╔══

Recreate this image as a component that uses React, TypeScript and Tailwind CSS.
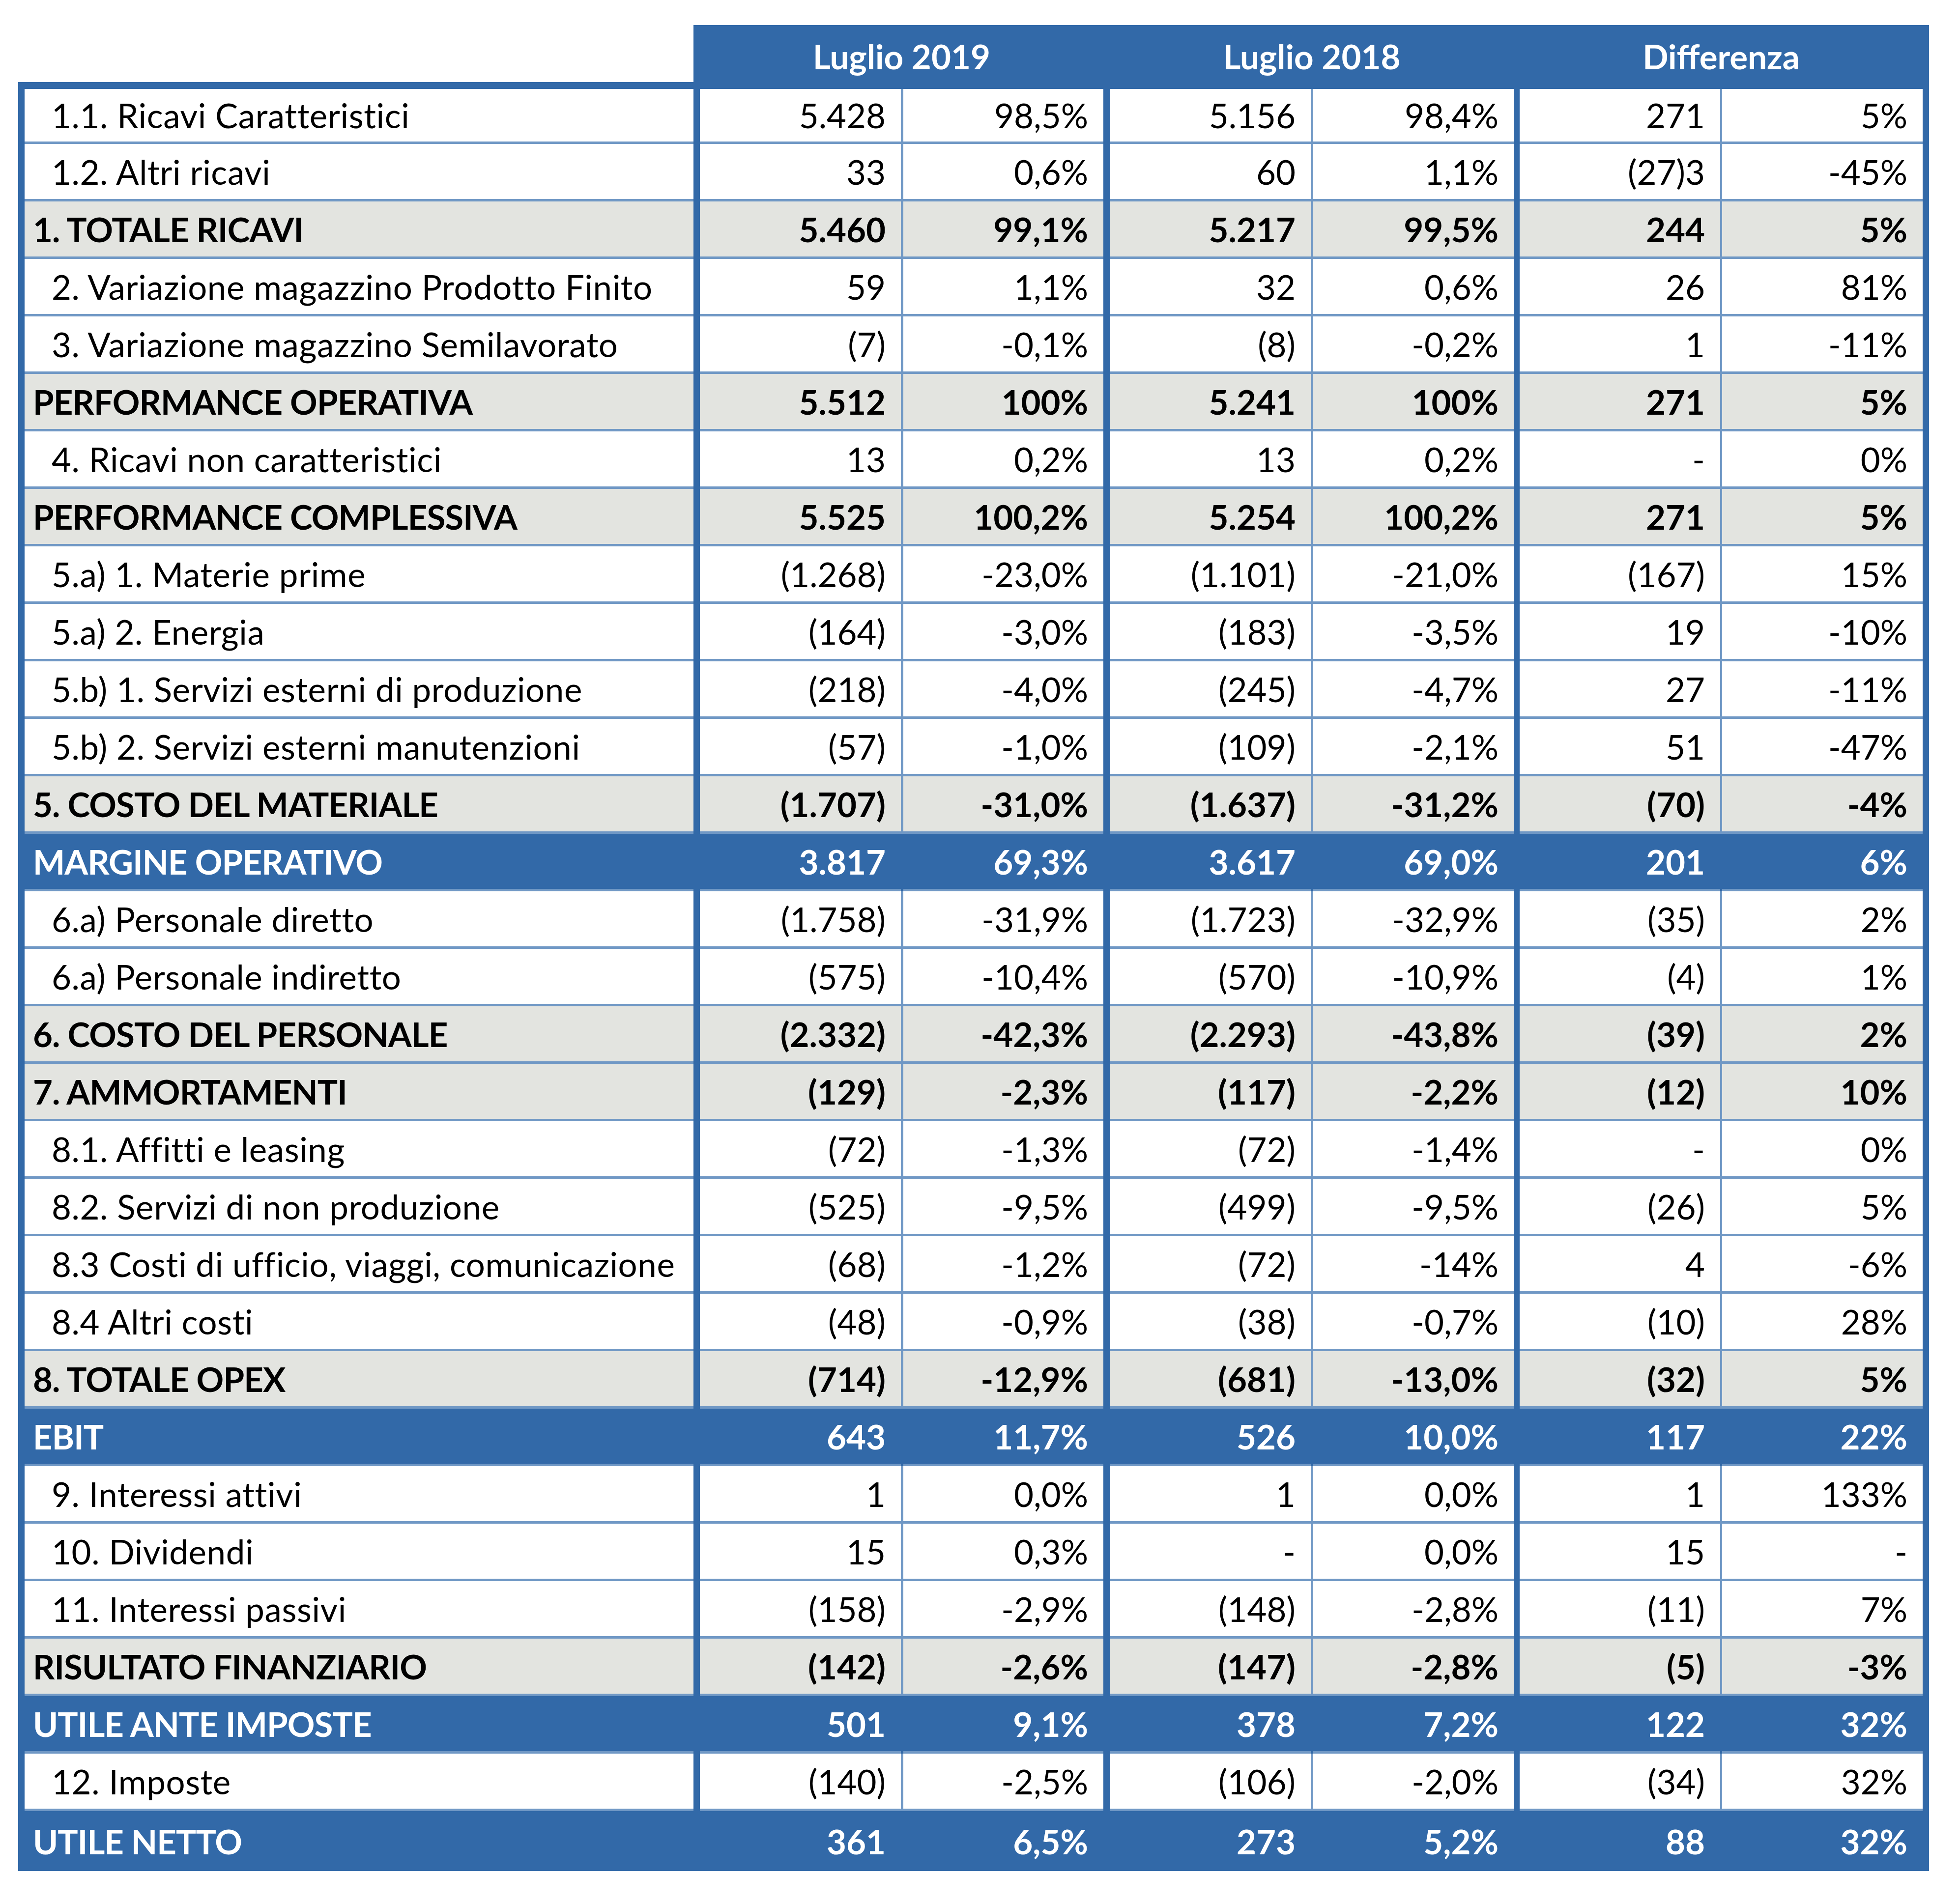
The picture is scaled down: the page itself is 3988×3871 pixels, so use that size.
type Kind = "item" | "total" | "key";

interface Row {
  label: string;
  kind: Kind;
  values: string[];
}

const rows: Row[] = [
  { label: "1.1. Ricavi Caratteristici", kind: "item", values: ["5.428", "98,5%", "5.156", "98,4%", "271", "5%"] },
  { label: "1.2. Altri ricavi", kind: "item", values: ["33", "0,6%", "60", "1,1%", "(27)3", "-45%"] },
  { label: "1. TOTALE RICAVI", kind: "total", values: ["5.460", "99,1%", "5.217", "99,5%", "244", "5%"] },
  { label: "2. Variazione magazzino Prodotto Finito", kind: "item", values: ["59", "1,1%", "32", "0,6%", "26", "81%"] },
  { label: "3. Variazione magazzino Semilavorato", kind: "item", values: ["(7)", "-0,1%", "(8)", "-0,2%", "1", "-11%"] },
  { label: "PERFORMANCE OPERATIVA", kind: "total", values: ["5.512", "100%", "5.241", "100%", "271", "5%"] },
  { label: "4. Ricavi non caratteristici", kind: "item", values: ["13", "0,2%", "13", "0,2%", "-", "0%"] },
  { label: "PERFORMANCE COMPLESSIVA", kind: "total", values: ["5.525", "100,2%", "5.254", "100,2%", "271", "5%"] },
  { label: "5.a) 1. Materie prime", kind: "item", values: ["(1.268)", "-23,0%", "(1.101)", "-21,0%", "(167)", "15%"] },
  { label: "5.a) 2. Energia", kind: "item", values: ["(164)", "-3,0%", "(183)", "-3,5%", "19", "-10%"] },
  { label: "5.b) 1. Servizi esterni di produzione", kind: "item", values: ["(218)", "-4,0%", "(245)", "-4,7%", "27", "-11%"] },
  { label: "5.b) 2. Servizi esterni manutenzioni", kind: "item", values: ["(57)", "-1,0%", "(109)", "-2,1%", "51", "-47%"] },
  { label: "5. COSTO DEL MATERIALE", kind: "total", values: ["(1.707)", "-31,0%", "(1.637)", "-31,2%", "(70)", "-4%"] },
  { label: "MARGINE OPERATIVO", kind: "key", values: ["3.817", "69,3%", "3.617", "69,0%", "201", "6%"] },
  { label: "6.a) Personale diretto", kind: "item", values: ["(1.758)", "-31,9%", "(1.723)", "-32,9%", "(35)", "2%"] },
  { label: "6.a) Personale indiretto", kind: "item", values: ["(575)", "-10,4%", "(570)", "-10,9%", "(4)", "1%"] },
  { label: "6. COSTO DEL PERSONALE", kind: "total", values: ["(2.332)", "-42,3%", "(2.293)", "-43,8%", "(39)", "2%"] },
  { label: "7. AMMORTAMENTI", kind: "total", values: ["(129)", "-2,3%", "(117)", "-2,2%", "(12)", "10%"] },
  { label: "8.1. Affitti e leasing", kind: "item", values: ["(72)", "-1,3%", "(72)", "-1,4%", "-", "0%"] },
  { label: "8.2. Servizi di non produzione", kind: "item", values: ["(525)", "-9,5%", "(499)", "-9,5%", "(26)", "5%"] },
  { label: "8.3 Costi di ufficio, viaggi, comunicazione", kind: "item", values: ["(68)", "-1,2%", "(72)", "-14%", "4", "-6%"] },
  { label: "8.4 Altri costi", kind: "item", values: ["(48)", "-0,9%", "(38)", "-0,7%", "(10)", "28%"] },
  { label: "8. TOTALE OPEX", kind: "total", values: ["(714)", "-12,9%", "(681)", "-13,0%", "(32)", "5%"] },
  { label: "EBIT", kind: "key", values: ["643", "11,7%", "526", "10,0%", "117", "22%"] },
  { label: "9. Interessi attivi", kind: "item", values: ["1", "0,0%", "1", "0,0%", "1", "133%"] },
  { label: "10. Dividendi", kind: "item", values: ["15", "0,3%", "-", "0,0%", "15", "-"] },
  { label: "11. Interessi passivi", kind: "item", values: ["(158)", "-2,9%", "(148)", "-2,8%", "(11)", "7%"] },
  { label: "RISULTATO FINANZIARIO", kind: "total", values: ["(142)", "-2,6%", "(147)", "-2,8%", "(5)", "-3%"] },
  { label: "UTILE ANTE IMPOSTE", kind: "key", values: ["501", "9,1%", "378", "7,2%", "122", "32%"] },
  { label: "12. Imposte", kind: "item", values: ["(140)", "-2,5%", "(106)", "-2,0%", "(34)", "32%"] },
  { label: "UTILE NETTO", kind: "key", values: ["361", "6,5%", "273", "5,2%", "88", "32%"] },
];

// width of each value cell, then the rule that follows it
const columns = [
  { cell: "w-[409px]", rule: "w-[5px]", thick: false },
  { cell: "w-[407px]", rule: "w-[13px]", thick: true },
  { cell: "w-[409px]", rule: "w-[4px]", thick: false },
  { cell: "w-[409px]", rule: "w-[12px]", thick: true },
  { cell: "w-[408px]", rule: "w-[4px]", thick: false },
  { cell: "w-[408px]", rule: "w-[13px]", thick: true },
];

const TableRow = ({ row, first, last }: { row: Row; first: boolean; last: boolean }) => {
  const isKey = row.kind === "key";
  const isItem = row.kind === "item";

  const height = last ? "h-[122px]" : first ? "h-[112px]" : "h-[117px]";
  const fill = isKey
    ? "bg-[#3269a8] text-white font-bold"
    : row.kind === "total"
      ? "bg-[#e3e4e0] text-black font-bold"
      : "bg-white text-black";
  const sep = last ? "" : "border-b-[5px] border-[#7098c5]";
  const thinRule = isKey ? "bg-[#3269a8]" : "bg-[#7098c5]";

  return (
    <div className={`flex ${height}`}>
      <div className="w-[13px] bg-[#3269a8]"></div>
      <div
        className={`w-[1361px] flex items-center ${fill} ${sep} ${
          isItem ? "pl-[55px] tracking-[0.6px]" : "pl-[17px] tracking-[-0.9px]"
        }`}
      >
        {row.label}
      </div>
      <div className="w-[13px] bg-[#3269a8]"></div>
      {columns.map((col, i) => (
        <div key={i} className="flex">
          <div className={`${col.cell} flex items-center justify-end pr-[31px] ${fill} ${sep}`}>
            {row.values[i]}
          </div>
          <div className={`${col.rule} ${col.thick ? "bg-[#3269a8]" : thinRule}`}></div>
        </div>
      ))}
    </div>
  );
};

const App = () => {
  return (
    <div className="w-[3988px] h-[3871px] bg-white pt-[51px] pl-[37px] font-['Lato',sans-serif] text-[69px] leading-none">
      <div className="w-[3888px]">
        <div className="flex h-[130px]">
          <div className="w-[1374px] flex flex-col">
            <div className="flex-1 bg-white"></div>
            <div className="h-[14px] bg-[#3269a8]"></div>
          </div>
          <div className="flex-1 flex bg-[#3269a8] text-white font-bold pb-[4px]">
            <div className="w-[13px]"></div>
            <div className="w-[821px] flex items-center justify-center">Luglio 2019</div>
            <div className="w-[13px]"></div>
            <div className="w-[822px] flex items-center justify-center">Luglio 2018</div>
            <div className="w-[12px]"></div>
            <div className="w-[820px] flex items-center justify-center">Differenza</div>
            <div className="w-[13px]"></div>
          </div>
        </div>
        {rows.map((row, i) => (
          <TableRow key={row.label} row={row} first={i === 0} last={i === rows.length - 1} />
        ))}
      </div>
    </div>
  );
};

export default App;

╚══

Take the listing and print it again exactly, but without any pictures.

Recreate this image as a component that uses React, TypeScript and Tailwind CSS.
The picture is scaled down: the page itself is 3988×3871 pixels, so use that size.
type Kind = "item" | "total" | "key";

interface Row {
  label: string;
  kind: Kind;
  values: string[];
}

const rows: Row[] = [
  { label: "1.1. Ricavi Caratteristici", kind: "item", values: ["5.428", "98,5%", "5.156", "98,4%", "271", "5%"] },
  { label: "1.2. Altri ricavi", kind: "item", values: ["33", "0,6%", "60", "1,1%", "(27)3", "-45%"] },
  { label: "1. TOTALE RICAVI", kind: "total", values: ["5.460", "99,1%", "5.217", "99,5%", "244", "5%"] },
  { label: "2. Variazione magazzino Prodotto Finito", kind: "item", values: ["59", "1,1%", "32", "0,6%", "26", "81%"] },
  { label: "3. Variazione magazzino Semilavorato", kind: "item", values: ["(7)", "-0,1%", "(8)", "-0,2%", "1", "-11%"] },
  { label: "PERFORMANCE OPERATIVA", kind: "total", values: ["5.512", "100%", "5.241", "100%", "271", "5%"] },
  { label: "4. Ricavi non caratteristici", kind: "item", values: ["13", "0,2%", "13", "0,2%", "-", "0%"] },
  { label: "PERFORMANCE COMPLESSIVA", kind: "total", values: ["5.525", "100,2%", "5.254", "100,2%", "271", "5%"] },
  { label: "5.a) 1. Materie prime", kind: "item", values: ["(1.268)", "-23,0%", "(1.101)", "-21,0%", "(167)", "15%"] },
  { label: "5.a) 2. Energia", kind: "item", values: ["(164)", "-3,0%", "(183)", "-3,5%", "19", "-10%"] },
  { label: "5.b) 1. Servizi esterni di produzione", kind: "item", values: ["(218)", "-4,0%", "(245)", "-4,7%", "27", "-11%"] },
  { label: "5.b) 2. Servizi esterni manutenzioni", kind: "item", values: ["(57)", "-1,0%", "(109)", "-2,1%", "51", "-47%"] },
  { label: "5. COSTO DEL MATERIALE", kind: "total", values: ["(1.707)", "-31,0%", "(1.637)", "-31,2%", "(70)", "-4%"] },
  { label: "MARGINE OPERATIVO", kind: "key", values: ["3.817", "69,3%", "3.617", "69,0%", "201", "6%"] },
  { label: "6.a) Personale diretto", kind: "item", values: ["(1.758)", "-31,9%", "(1.723)", "-32,9%", "(35)", "2%"] },
  { label: "6.a) Personale indiretto", kind: "item", values: ["(575)", "-10,4%", "(570)", "-10,9%", "(4)", "1%"] },
  { label: "6. COSTO DEL PERSONALE", kind: "total", values: ["(2.332)", "-42,3%", "(2.293)", "-43,8%", "(39)", "2%"] },
  { label: "7. AMMORTAMENTI", kind: "total", values: ["(129)", "-2,3%", "(117)", "-2,2%", "(12)", "10%"] },
  { label: "8.1. Affitti e leasing", kind: "item", values: ["(72)", "-1,3%", "(72)", "-1,4%", "-", "0%"] },
  { label: "8.2. Servizi di non produzione", kind: "item", values: ["(525)", "-9,5%", "(499)", "-9,5%", "(26)", "5%"] },
  { label: "8.3 Costi di ufficio, viaggi, comunicazione", kind: "item", values: ["(68)", "-1,2%", "(72)", "-14%", "4", "-6%"] },
  { label: "8.4 Altri costi", kind: "item", values: ["(48)", "-0,9%", "(38)", "-0,7%", "(10)", "28%"] },
  { label: "8. TOTALE OPEX", kind: "total", values: ["(714)", "-12,9%", "(681)", "-13,0%", "(32)", "5%"] },
  { label: "EBIT", kind: "key", values: ["643", "11,7%", "526", "10,0%", "117", "22%"] },
  { label: "9. Interessi attivi", kind: "item", values: ["1", "0,0%", "1", "0,0%", "1", "133%"] },
  { label: "10. Dividendi", kind: "item", values: ["15", "0,3%", "-", "0,0%", "15", "-"] },
  { label: "11. Interessi passivi", kind: "item", values: ["(158)", "-2,9%", "(148)", "-2,8%", "(11)", "7%"] },
  { label: "RISULTATO FINANZIARIO", kind: "total", values: ["(142)", "-2,6%", "(147)", "-2,8%", "(5)", "-3%"] },
  { label: "UTILE ANTE IMPOSTE", kind: "key", values: ["501", "9,1%", "378", "7,2%", "122", "32%"] },
  { label: "12. Imposte", kind: "item", values: ["(140)", "-2,5%", "(106)", "-2,0%", "(34)", "32%"] },
  { label: "UTILE NETTO", kind: "key", values: ["361", "6,5%", "273", "5,2%", "88", "32%"] },
];

// width of each value cell, then the rule that follows it
const columns = [
  { cell: "w-[409px]", rule: "w-[5px]", thick: false },
  { cell: "w-[407px]", rule: "w-[13px]", thick: true },
  { cell: "w-[409px]", rule: "w-[4px]", thick: false },
  { cell: "w-[409px]", rule: "w-[12px]", thick: true },
  { cell: "w-[408px]", rule: "w-[4px]", thick: false },
  { cell: "w-[408px]", rule: "w-[13px]", thick: true },
];

const TableRow = ({ row, first, last }: { row: Row; first: boolean; last: boolean }) => {
  const isKey = row.kind === "key";
  const isItem = row.kind === "item";

  const height = last ? "h-[122px]" : first ? "h-[112px]" : "h-[117px]";
  const fill = isKey
    ? "bg-[#3269a8] text-white font-bold"
    : row.kind === "total"
      ? "bg-[#e3e4e0] text-black font-bold"
      : "bg-white text-black";
  const sep = last ? "" : "border-b-[5px] border-[#7098c5]";
  const thinRule = isKey ? "bg-[#3269a8]" : "bg-[#7098c5]";

  return (
    <div className={`flex ${height}`}>
      <div className="w-[13px] bg-[#3269a8]"></div>
      <div
        className={`w-[1361px] flex items-center ${fill} ${sep} ${
          isItem ? "pl-[55px] tracking-[0.6px]" : "pl-[17px] tracking-[-0.9px]"
        }`}
      >
        {row.label}
      </div>
      <div className="w-[13px] bg-[#3269a8]"></div>
      {columns.map((col, i) => (
        <div key={i} className="flex">
          <div className={`${col.cell} flex items-center justify-end pr-[31px] ${fill} ${sep}`}>
            {row.values[i]}
          </div>
          <div className={`${col.rule} ${col.thick ? "bg-[#3269a8]" : thinRule}`}></div>
        </div>
      ))}
    </div>
  );
};

const App = () => {
  return (
    <div className="w-[3988px] h-[3871px] bg-white pt-[51px] pl-[37px] font-['Lato',sans-serif] text-[69px] leading-none">
      <div className="w-[3888px]">
        <div className="flex h-[130px]">
          <div className="w-[1374px] flex flex-col">
            <div className="flex-1 bg-white"></div>
            <div className="h-[14px] bg-[#3269a8]"></div>
          </div>
          <div className="flex-1 flex bg-[#3269a8] text-white font-bold pb-[4px]">
            <div className="w-[13px]"></div>
            <div className="w-[821px] flex items-center justify-center">Luglio 2019</div>
            <div className="w-[13px]"></div>
            <div className="w-[822px] flex items-center justify-center">Luglio 2018</div>
            <div className="w-[12px]"></div>
            <div className="w-[820px] flex items-center justify-center">Differenza</div>
            <div className="w-[13px]"></div>
          </div>
        </div>
        {rows.map((row, i) => (
          <TableRow key={row.label} row={row} first={i === 0} last={i === rows.length - 1} />
        ))}
      </div>
    </div>
  );
};

export default App;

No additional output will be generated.